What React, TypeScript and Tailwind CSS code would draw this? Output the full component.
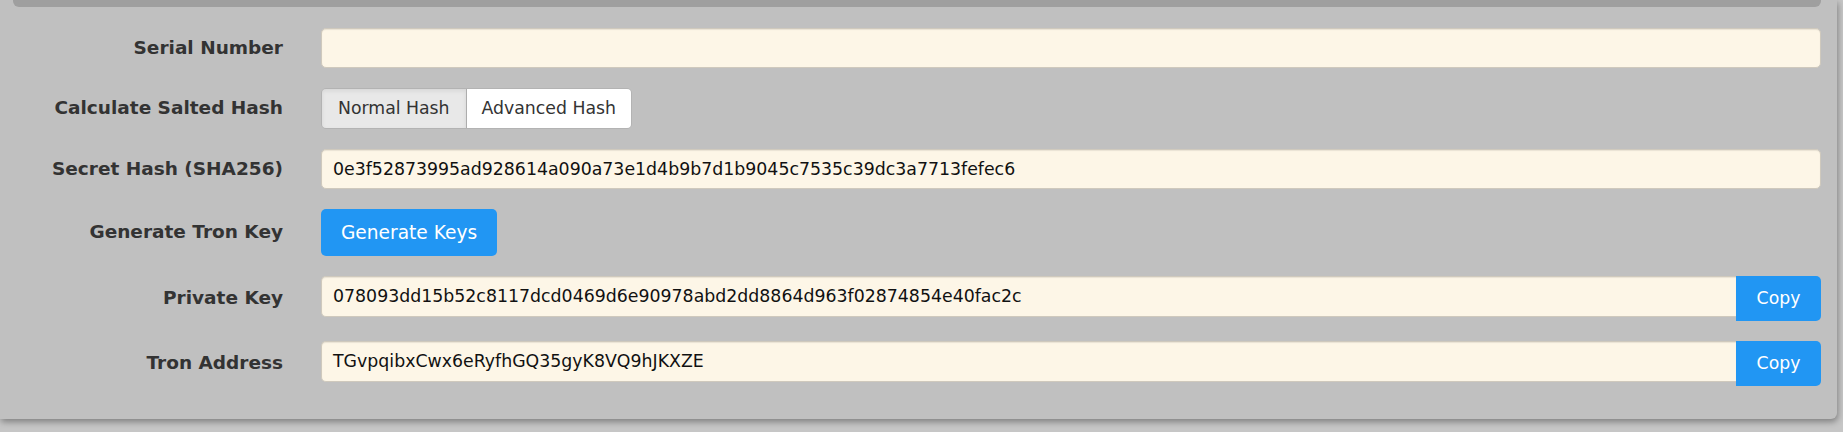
import React from "react";

const font = { fontFamily: '"DejaVu Sans", Verdana, sans-serif' };

function Label({ children }: { children: React.ReactNode }) {
  return (
    <div className="text-right font-bold text-[18.5px] text-[#333333] leading-none whitespace-nowrap">
      {children}
    </div>
  );
}

function Field({ value }: { value?: string }) {
  return (
    <div className="h-[40px] rounded-[5px] border border-[#cfc9bd] bg-[#fdf6e7] shadow-[inset_0_1px_1px_rgba(0,0,0,0.08)] flex items-center pl-[11px] text-[17.35px] text-[#111111] whitespace-nowrap overflow-hidden">
      {value}
    </div>
  );
}

function CopyField({ value }: { value: string }) {
  return (
    <div className="flex items-start">
      <div className="flex-1 h-[41px] rounded-l-[5px] border border-r-0 border-[#cfc9bd] bg-[#fdf6e7] shadow-[inset_0_1px_1px_rgba(0,0,0,0.08)] flex items-center pl-[11px] text-[17.35px] text-[#111111] whitespace-nowrap overflow-hidden">
        {value}
      </div>
      <button className="w-[85px] h-[45px] rounded-r-[5px] bg-[#2196f3] text-white text-[17.3px] flex items-center justify-center">
        Copy
      </button>
    </div>
  );
}

export default function App() {
  return (
    <div className="w-[1843px] h-[432px] overflow-hidden bg-[#c6c6c6]" style={font}>
      <div className="w-[1837px] h-[419px] bg-[#c0c0c0] rounded-br-[6px] shadow-[1px_3px_6px_rgba(0,0,0,0.35)]">
        <div className="ml-[13px] mr-[16px] h-[7px] bg-[#9f9f9f] rounded-b-[6px]" />
        <div className="pt-[21px] pr-[16px] flex flex-col gap-[20px]">
          <div className="grid grid-cols-[283px_1fr] gap-x-[38px] items-center">
            <Label>Serial Number</Label>
            <Field />
          </div>
          <div className="grid grid-cols-[283px_1fr] gap-x-[38px] items-center">
            <Label>Calculate Salted Hash</Label>
            <div className="flex">
              <div className="flex h-[41px] rounded-[5px] border border-[#b3b3b3] overflow-hidden text-[17.3px] text-[#333333]">
                <button className="px-[16px] bg-[#e8e8e8] shadow-[inset_0_2px_4px_rgba(0,0,0,0.08)] border-r border-[#adadad] flex items-center">
                  Normal Hash
                </button>
                <button className="px-[15px] bg-white flex items-center">
                  Advanced Hash
                </button>
              </div>
            </div>
          </div>
          <div className="grid grid-cols-[283px_1fr] gap-x-[38px] items-center">
            <Label>Secret Hash (SHA256)</Label>
            <Field value="0e3f52873995ad928614a090a73e1d4b9b7d1b9045c7535c39dc3a7713fefec6" />
          </div>
          <div className="grid grid-cols-[283px_1fr] gap-x-[38px] items-center">
            <Label>Generate Tron Key</Label>
            <div className="flex">
              <button className="h-[47px] w-[176px] rounded-[5px] bg-[#2196f3] text-white text-[18.6px] flex items-center justify-center">
                Generate Keys
              </button>
            </div>
          </div>
          <div className="grid grid-cols-[283px_1fr] gap-x-[38px] items-center">
            <Label>Private Key</Label>
            <CopyField value="078093dd15b52c8117dcd0469d6e90978abd2dd8864d963f02874854e40fac2c" />
          </div>
          <div className="grid grid-cols-[283px_1fr] gap-x-[38px] items-center">
            <Label>Tron Address</Label>
            <CopyField value="TGvpqibxCwx6eRyfhGQ35gyK8VQ9hJKXZE" />
          </div>
        </div>
      </div>
    </div>
  );
}
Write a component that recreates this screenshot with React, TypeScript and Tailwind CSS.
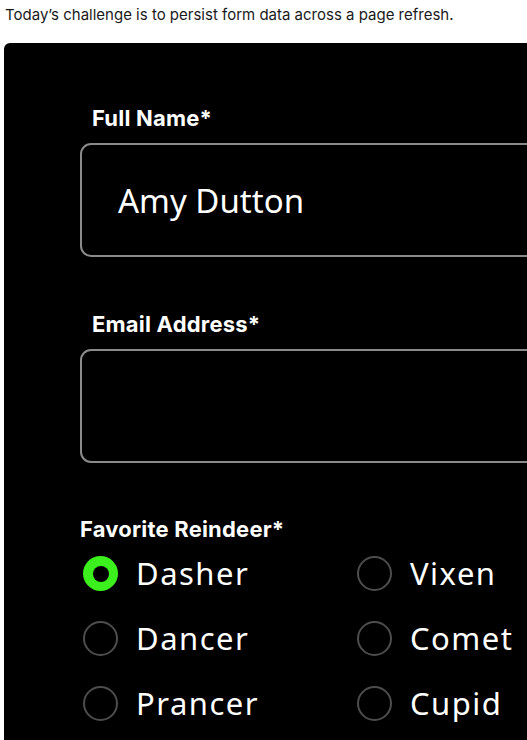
import React, { useState } from 'react';

const reindeer = [
    ['Dasher', 'Vixen'],
    ['Dancer', 'Comet'],
    ['Prancer', 'Cupid'],
];

const Radio = ({ label, checked, onPick }: { label: string; checked: boolean; onPick: () => void }) => (
    <label className="flex items-center h-[65px] cursor-pointer" onClick={onPick}>
        {checked ? (
            <span className="w-[35px] h-[35px] rounded-full bg-[#3cf01e] flex items-center justify-center shrink-0">
                <span className="w-[16px] h-[16px] rounded-full bg-black" />
            </span>
        ) : (
            <span className="w-[35px] h-[35px] rounded-full border-2 border-[#4d4d4d] shrink-0" />
        )}
        <span className="ml-[18px] text-[31px] tracking-[1.5px] text-white font-['Noto_Sans',sans-serif] leading-none">{label}</span>
    </label>
);

export default function App() {
    const [picked, setPicked] = useState('Dasher');

    return (
        <div className="w-[527px] h-[740px] overflow-hidden bg-white">
            <p className="pl-[5px] pt-[6px] text-[15px] leading-[18px] text-[#1a1a1a] font-['Inter',sans-serif]">
                Today’s challenge is to persist form data across a page refresh.
            </p>

            <div className="ml-[4px] mt-[19px] w-[700px] h-[800px] bg-black rounded-tl-[6px] pl-[76px] pt-[62px]">
                {/* Full name */}
                <div className="pl-[12px] text-[22px] leading-[26px] tracking-[0.2px] font-bold text-white font-['Inter',sans-serif]">
                    Full Name*
                </div>
                <div className="mt-[12px] h-[114px] rounded-[11px] border-2 border-[#8a8a8a] flex items-center pl-[36px]">
                    <span className="text-[33px] text-white font-['Noto_Sans',sans-serif] leading-none">Amy Dutton</span>
                </div>

                {/* Email */}
                <div className="mt-[54px] pl-[12px] text-[22px] leading-[26px] tracking-[0.2px] font-bold text-white font-['Inter',sans-serif]">
                    Email Address*
                </div>
                <div className="mt-[12px] h-[114px] rounded-[11px] border-2 border-[#8a8a8a]" />

                {/* Reindeer */}
                <div className="mt-[53px] text-[22px] leading-[26px] tracking-[0.2px] font-bold text-white font-['Inter',sans-serif]">
                    Favorite Reindeer*
                </div>
                <div className="mt-[-1px] pl-[3px] grid grid-cols-[274px_200px]">
                    {reindeer.map((row) =>
                        row.map((name) => (
                            <Radio key={name} label={name} checked={picked === name} onPick={() => setPicked(name)} />
                        ))
                    )}
                </div>
            </div>
        </div>
    );
}
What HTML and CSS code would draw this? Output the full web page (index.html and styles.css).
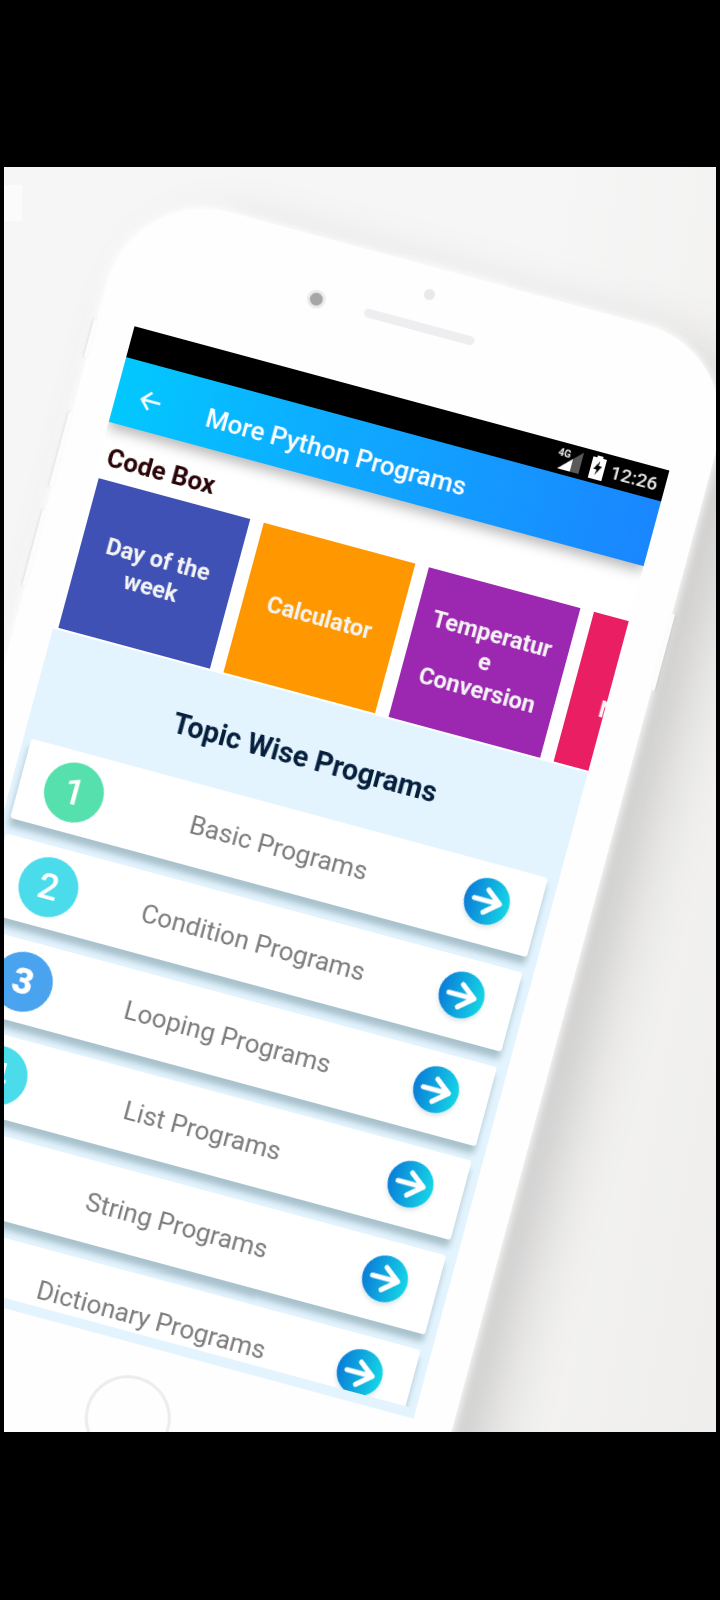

□ □ □ □

> _SHORT PROBLEM_
Can you repeat every record above exactly, apart from the pictures?

> _FINISHED TASK_
What React, TypeScript and Tailwind CSS code would draw this? Output the full component.
import React from "react";

const font = { fontFamily: '"DejaVu Sans", Verdana, sans-serif' };

function Label({ children }: { children: React.ReactNode }) {
  return (
    <div className="text-right font-bold text-[18.5px] text-[#333333] leading-none whitespace-nowrap">
      {children}
    </div>
  );
}

function Field({ value }: { value?: string }) {
  return (
    <div className="h-[40px] rounded-[5px] border border-[#cfc9bd] bg-[#fdf6e7] shadow-[inset_0_1px_1px_rgba(0,0,0,0.08)] flex items-center pl-[11px] text-[17.35px] text-[#111111] whitespace-nowrap overflow-hidden">
      {value}
    </div>
  );
}

function CopyField({ value }: { value: string }) {
  return (
    <div className="flex items-start">
      <div className="flex-1 h-[41px] rounded-l-[5px] border border-r-0 border-[#cfc9bd] bg-[#fdf6e7] shadow-[inset_0_1px_1px_rgba(0,0,0,0.08)] flex items-center pl-[11px] text-[17.35px] text-[#111111] whitespace-nowrap overflow-hidden">
        {value}
      </div>
      <button className="w-[85px] h-[45px] rounded-r-[5px] bg-[#2196f3] text-white text-[17.3px] flex items-center justify-center">
        Copy
      </button>
    </div>
  );
}

export default function App() {
  return (
    <div className="w-[1843px] h-[432px] overflow-hidden bg-[#c6c6c6]" style={font}>
      <div className="w-[1837px] h-[419px] bg-[#c0c0c0] rounded-br-[6px] shadow-[1px_3px_6px_rgba(0,0,0,0.35)]">
        <div className="ml-[13px] mr-[16px] h-[7px] bg-[#9f9f9f] rounded-b-[6px]" />
        <div className="pt-[21px] pr-[16px] flex flex-col gap-[20px]">
          <div className="grid grid-cols-[283px_1fr] gap-x-[38px] items-center">
            <Label>Serial Number</Label>
            <Field />
          </div>
          <div className="grid grid-cols-[283px_1fr] gap-x-[38px] items-center">
            <Label>Calculate Salted Hash</Label>
            <div className="flex">
              <div className="flex h-[41px] rounded-[5px] border border-[#b3b3b3] overflow-hidden text-[17.3px] text-[#333333]">
                <button className="px-[16px] bg-[#e8e8e8] shadow-[inset_0_2px_4px_rgba(0,0,0,0.08)] border-r border-[#adadad] flex items-center">
                  Normal Hash
                </button>
                <button className="px-[15px] bg-white flex items-center">
                  Advanced Hash
                </button>
              </div>
            </div>
          </div>
          <div className="grid grid-cols-[283px_1fr] gap-x-[38px] items-center">
            <Label>Secret Hash (SHA256)</Label>
            <Field value="0e3f52873995ad928614a090a73e1d4b9b7d1b9045c7535c39dc3a7713fefec6" />
          </div>
          <div className="grid grid-cols-[283px_1fr] gap-x-[38px] items-center">
            <Label>Generate Tron Key</Label>
            <div className="flex">
              <button className="h-[47px] w-[176px] rounded-[5px] bg-[#2196f3] text-white text-[18.6px] flex items-center justify-center">
                Generate Keys
              </button>
            </div>
          </div>
          <div className="grid grid-cols-[283px_1fr] gap-x-[38px] items-center">
            <Label>Private Key</Label>
            <CopyField value="078093dd15b52c8117dcd0469d6e90978abd2dd8864d963f02874854e40fac2c" />
          </div>
          <div className="grid grid-cols-[283px_1fr] gap-x-[38px] items-center">
            <Label>Tron Address</Label>
            <CopyField value="TGvpqibxCwx6eRyfhGQ35gyK8VQ9hJKXZE" />
          </div>
        </div>
      </div>
    </div>
  );
}
Write a component that recreates this screenshot with React, TypeScript and Tailwind CSS.
import React, { useState } from 'react';

const reindeer = [
    ['Dasher', 'Vixen'],
    ['Dancer', 'Comet'],
    ['Prancer', 'Cupid'],
];

const Radio = ({ label, checked, onPick }: { label: string; checked: boolean; onPick: () => void }) => (
    <label className="flex items-center h-[65px] cursor-pointer" onClick={onPick}>
        {checked ? (
            <span className="w-[35px] h-[35px] rounded-full bg-[#3cf01e] flex items-center justify-center shrink-0">
                <span className="w-[16px] h-[16px] rounded-full bg-black" />
            </span>
        ) : (
            <span className="w-[35px] h-[35px] rounded-full border-2 border-[#4d4d4d] shrink-0" />
        )}
        <span className="ml-[18px] text-[31px] tracking-[1.5px] text-white font-['Noto_Sans',sans-serif] leading-none">{label}</span>
    </label>
);

export default function App() {
    const [picked, setPicked] = useState('Dasher');

    return (
        <div className="w-[527px] h-[740px] overflow-hidden bg-white">
            <p className="pl-[5px] pt-[6px] text-[15px] leading-[18px] text-[#1a1a1a] font-['Inter',sans-serif]">
                Today’s challenge is to persist form data across a page refresh.
            </p>

            <div className="ml-[4px] mt-[19px] w-[700px] h-[800px] bg-black rounded-tl-[6px] pl-[76px] pt-[62px]">
                {/* Full name */}
                <div className="pl-[12px] text-[22px] leading-[26px] tracking-[0.2px] font-bold text-white font-['Inter',sans-serif]">
                    Full Name*
                </div>
                <div className="mt-[12px] h-[114px] rounded-[11px] border-2 border-[#8a8a8a] flex items-center pl-[36px]">
                    <span className="text-[33px] text-white font-['Noto_Sans',sans-serif] leading-none">Amy Dutton</span>
                </div>

                {/* Email */}
                <div className="mt-[54px] pl-[12px] text-[22px] leading-[26px] tracking-[0.2px] font-bold text-white font-['Inter',sans-serif]">
                    Email Address*
                </div>
                <div className="mt-[12px] h-[114px] rounded-[11px] border-2 border-[#8a8a8a]" />

                {/* Reindeer */}
                <div className="mt-[53px] text-[22px] leading-[26px] tracking-[0.2px] font-bold text-white font-['Inter',sans-serif]">
                    Favorite Reindeer*
                </div>
                <div className="mt-[-1px] pl-[3px] grid grid-cols-[274px_200px]">
                    {reindeer.map((row) =>
                        row.map((name) => (
                            <Radio key={name} label={name} checked={picked === name} onPick={() => setPicked(name)} />
                        ))
                    )}
                </div>
            </div>
        </div>
    );
}
What HTML and CSS code would draw this? Output the full web page (index.html and styles.css).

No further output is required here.